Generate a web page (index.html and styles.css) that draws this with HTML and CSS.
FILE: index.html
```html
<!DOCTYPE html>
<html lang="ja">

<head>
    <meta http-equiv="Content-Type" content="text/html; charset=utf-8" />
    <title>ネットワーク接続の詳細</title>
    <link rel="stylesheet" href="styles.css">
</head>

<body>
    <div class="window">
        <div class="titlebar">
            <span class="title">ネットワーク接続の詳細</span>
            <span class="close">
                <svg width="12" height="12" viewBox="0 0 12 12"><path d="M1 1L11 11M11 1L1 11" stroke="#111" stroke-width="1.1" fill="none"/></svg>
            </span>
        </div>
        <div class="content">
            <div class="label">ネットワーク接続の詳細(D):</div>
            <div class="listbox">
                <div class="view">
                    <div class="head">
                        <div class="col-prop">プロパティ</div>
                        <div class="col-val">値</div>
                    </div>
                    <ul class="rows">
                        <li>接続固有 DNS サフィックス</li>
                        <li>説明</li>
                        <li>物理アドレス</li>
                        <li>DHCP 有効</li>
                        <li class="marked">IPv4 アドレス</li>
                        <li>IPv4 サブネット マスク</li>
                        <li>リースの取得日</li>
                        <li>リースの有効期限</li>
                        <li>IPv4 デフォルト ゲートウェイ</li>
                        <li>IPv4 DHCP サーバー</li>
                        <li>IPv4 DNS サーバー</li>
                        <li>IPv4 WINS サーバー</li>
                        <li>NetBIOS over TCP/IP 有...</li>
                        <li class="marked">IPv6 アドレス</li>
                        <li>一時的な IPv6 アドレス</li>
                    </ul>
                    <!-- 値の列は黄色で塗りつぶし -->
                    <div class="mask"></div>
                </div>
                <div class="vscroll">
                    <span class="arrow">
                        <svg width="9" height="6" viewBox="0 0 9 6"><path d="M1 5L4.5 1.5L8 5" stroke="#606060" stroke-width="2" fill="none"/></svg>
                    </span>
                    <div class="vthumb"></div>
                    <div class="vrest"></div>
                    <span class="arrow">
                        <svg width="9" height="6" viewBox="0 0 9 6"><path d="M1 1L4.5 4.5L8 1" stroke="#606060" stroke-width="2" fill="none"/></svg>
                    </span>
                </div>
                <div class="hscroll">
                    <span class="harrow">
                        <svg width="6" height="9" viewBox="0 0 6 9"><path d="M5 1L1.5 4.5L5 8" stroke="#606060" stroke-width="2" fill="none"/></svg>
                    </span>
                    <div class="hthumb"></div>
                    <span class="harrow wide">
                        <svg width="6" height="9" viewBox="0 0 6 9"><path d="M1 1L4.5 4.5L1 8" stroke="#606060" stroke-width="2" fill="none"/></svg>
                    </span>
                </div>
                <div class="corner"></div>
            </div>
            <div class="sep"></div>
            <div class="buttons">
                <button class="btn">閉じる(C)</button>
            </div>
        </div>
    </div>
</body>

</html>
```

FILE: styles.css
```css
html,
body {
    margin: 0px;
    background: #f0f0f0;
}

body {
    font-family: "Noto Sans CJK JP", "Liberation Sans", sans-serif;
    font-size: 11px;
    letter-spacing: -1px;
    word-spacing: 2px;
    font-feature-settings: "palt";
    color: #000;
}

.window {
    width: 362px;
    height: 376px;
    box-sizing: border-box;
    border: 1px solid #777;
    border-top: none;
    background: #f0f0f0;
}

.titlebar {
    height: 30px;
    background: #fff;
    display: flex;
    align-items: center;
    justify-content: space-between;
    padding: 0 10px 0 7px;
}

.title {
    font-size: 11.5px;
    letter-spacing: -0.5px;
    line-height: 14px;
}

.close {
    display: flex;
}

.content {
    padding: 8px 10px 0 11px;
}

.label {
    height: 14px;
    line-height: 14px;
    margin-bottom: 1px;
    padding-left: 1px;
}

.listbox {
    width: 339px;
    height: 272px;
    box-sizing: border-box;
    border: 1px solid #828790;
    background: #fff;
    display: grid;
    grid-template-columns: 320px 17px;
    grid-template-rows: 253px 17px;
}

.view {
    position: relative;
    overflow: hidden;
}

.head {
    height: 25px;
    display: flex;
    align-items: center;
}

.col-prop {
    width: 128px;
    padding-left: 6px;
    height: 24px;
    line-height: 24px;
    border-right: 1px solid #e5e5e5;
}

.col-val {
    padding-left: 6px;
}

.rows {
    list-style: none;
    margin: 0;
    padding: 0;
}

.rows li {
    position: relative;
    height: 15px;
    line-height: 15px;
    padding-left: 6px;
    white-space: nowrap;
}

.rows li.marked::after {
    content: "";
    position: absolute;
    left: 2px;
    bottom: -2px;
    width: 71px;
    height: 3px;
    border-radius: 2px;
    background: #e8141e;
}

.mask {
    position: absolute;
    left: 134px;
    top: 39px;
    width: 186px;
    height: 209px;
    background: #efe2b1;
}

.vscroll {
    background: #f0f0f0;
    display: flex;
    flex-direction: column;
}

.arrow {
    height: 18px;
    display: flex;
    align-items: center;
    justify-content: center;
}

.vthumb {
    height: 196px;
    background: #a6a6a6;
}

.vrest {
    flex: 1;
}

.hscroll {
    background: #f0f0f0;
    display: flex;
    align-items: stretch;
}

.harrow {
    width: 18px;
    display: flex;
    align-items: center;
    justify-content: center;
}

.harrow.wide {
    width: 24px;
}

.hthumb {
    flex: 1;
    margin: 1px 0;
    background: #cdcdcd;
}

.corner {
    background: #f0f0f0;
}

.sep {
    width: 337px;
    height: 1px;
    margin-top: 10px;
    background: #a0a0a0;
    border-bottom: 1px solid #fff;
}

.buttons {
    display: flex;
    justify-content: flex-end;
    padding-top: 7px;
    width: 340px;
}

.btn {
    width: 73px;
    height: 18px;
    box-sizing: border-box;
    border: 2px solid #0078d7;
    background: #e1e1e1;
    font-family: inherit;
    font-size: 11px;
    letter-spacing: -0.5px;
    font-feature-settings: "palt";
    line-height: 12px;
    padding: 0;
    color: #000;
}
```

_Task to carry out:_ Reproduce all data above, unchanged.

_Written solution:_
Generate a web page (index.html and styles.css) that draws this with HTML and CSS.
FILE: index.html
```html
<!DOCTYPE html>
<html lang="ja">

<head>
    <meta http-equiv="Content-Type" content="text/html; charset=utf-8" />
    <title>ネットワーク接続の詳細</title>
    <link rel="stylesheet" href="styles.css">
</head>

<body>
    <div class="window">
        <div class="titlebar">
            <span class="title">ネットワーク接続の詳細</span>
            <span class="close">
                <svg width="12" height="12" viewBox="0 0 12 12"><path d="M1 1L11 11M11 1L1 11" stroke="#111" stroke-width="1.1" fill="none"/></svg>
            </span>
        </div>
        <div class="content">
            <div class="label">ネットワーク接続の詳細(D):</div>
            <div class="listbox">
                <div class="view">
                    <div class="head">
                        <div class="col-prop">プロパティ</div>
                        <div class="col-val">値</div>
                    </div>
                    <ul class="rows">
                        <li>接続固有 DNS サフィックス</li>
                        <li>説明</li>
                        <li>物理アドレス</li>
                        <li>DHCP 有効</li>
                        <li class="marked">IPv4 アドレス</li>
                        <li>IPv4 サブネット マスク</li>
                        <li>リースの取得日</li>
                        <li>リースの有効期限</li>
                        <li>IPv4 デフォルト ゲートウェイ</li>
                        <li>IPv4 DHCP サーバー</li>
                        <li>IPv4 DNS サーバー</li>
                        <li>IPv4 WINS サーバー</li>
                        <li>NetBIOS over TCP/IP 有...</li>
                        <li class="marked">IPv6 アドレス</li>
                        <li>一時的な IPv6 アドレス</li>
                    </ul>
                    <!-- 値の列は黄色で塗りつぶし -->
                    <div class="mask"></div>
                </div>
                <div class="vscroll">
                    <span class="arrow">
                        <svg width="9" height="6" viewBox="0 0 9 6"><path d="M1 5L4.5 1.5L8 5" stroke="#606060" stroke-width="2" fill="none"/></svg>
                    </span>
                    <div class="vthumb"></div>
                    <div class="vrest"></div>
                    <span class="arrow">
                        <svg width="9" height="6" viewBox="0 0 9 6"><path d="M1 1L4.5 4.5L8 1" stroke="#606060" stroke-width="2" fill="none"/></svg>
                    </span>
                </div>
                <div class="hscroll">
                    <span class="harrow">
                        <svg width="6" height="9" viewBox="0 0 6 9"><path d="M5 1L1.5 4.5L5 8" stroke="#606060" stroke-width="2" fill="none"/></svg>
                    </span>
                    <div class="hthumb"></div>
                    <span class="harrow wide">
                        <svg width="6" height="9" viewBox="0 0 6 9"><path d="M1 1L4.5 4.5L1 8" stroke="#606060" stroke-width="2" fill="none"/></svg>
                    </span>
                </div>
                <div class="corner"></div>
            </div>
            <div class="sep"></div>
            <div class="buttons">
                <button class="btn">閉じる(C)</button>
            </div>
        </div>
    </div>
</body>

</html>
```

FILE: styles.css
```css
html,
body {
    margin: 0px;
    background: #f0f0f0;
}

body {
    font-family: "Noto Sans CJK JP", "Liberation Sans", sans-serif;
    font-size: 11px;
    letter-spacing: -1px;
    word-spacing: 2px;
    font-feature-settings: "palt";
    color: #000;
}

.window {
    width: 362px;
    height: 376px;
    box-sizing: border-box;
    border: 1px solid #777;
    border-top: none;
    background: #f0f0f0;
}

.titlebar {
    height: 30px;
    background: #fff;
    display: flex;
    align-items: center;
    justify-content: space-between;
    padding: 0 10px 0 7px;
}

.title {
    font-size: 11.5px;
    letter-spacing: -0.5px;
    line-height: 14px;
}

.close {
    display: flex;
}

.content {
    padding: 8px 10px 0 11px;
}

.label {
    height: 14px;
    line-height: 14px;
    margin-bottom: 1px;
    padding-left: 1px;
}

.listbox {
    width: 339px;
    height: 272px;
    box-sizing: border-box;
    border: 1px solid #828790;
    background: #fff;
    display: grid;
    grid-template-columns: 320px 17px;
    grid-template-rows: 253px 17px;
}

.view {
    position: relative;
    overflow: hidden;
}

.head {
    height: 25px;
    display: flex;
    align-items: center;
}

.col-prop {
    width: 128px;
    padding-left: 6px;
    height: 24px;
    line-height: 24px;
    border-right: 1px solid #e5e5e5;
}

.col-val {
    padding-left: 6px;
}

.rows {
    list-style: none;
    margin: 0;
    padding: 0;
}

.rows li {
    position: relative;
    height: 15px;
    line-height: 15px;
    padding-left: 6px;
    white-space: nowrap;
}

.rows li.marked::after {
    content: "";
    position: absolute;
    left: 2px;
    bottom: -2px;
    width: 71px;
    height: 3px;
    border-radius: 2px;
    background: #e8141e;
}

.mask {
    position: absolute;
    left: 134px;
    top: 39px;
    width: 186px;
    height: 209px;
    background: #efe2b1;
}

.vscroll {
    background: #f0f0f0;
    display: flex;
    flex-direction: column;
}

.arrow {
    height: 18px;
    display: flex;
    align-items: center;
    justify-content: center;
}

.vthumb {
    height: 196px;
    background: #a6a6a6;
}

.vrest {
    flex: 1;
}

.hscroll {
    background: #f0f0f0;
    display: flex;
    align-items: stretch;
}

.harrow {
    width: 18px;
    display: flex;
    align-items: center;
    justify-content: center;
}

.harrow.wide {
    width: 24px;
}

.hthumb {
    flex: 1;
    margin: 1px 0;
    background: #cdcdcd;
}

.corner {
    background: #f0f0f0;
}

.sep {
    width: 337px;
    height: 1px;
    margin-top: 10px;
    background: #a0a0a0;
    border-bottom: 1px solid #fff;
}

.buttons {
    display: flex;
    justify-content: flex-end;
    padding-top: 7px;
    width: 340px;
}

.btn {
    width: 73px;
    height: 18px;
    box-sizing: border-box;
    border: 2px solid #0078d7;
    background: #e1e1e1;
    font-family: inherit;
    font-size: 11px;
    letter-spacing: -0.5px;
    font-feature-settings: "palt";
    line-height: 12px;
    padding: 0;
    color: #000;
}
```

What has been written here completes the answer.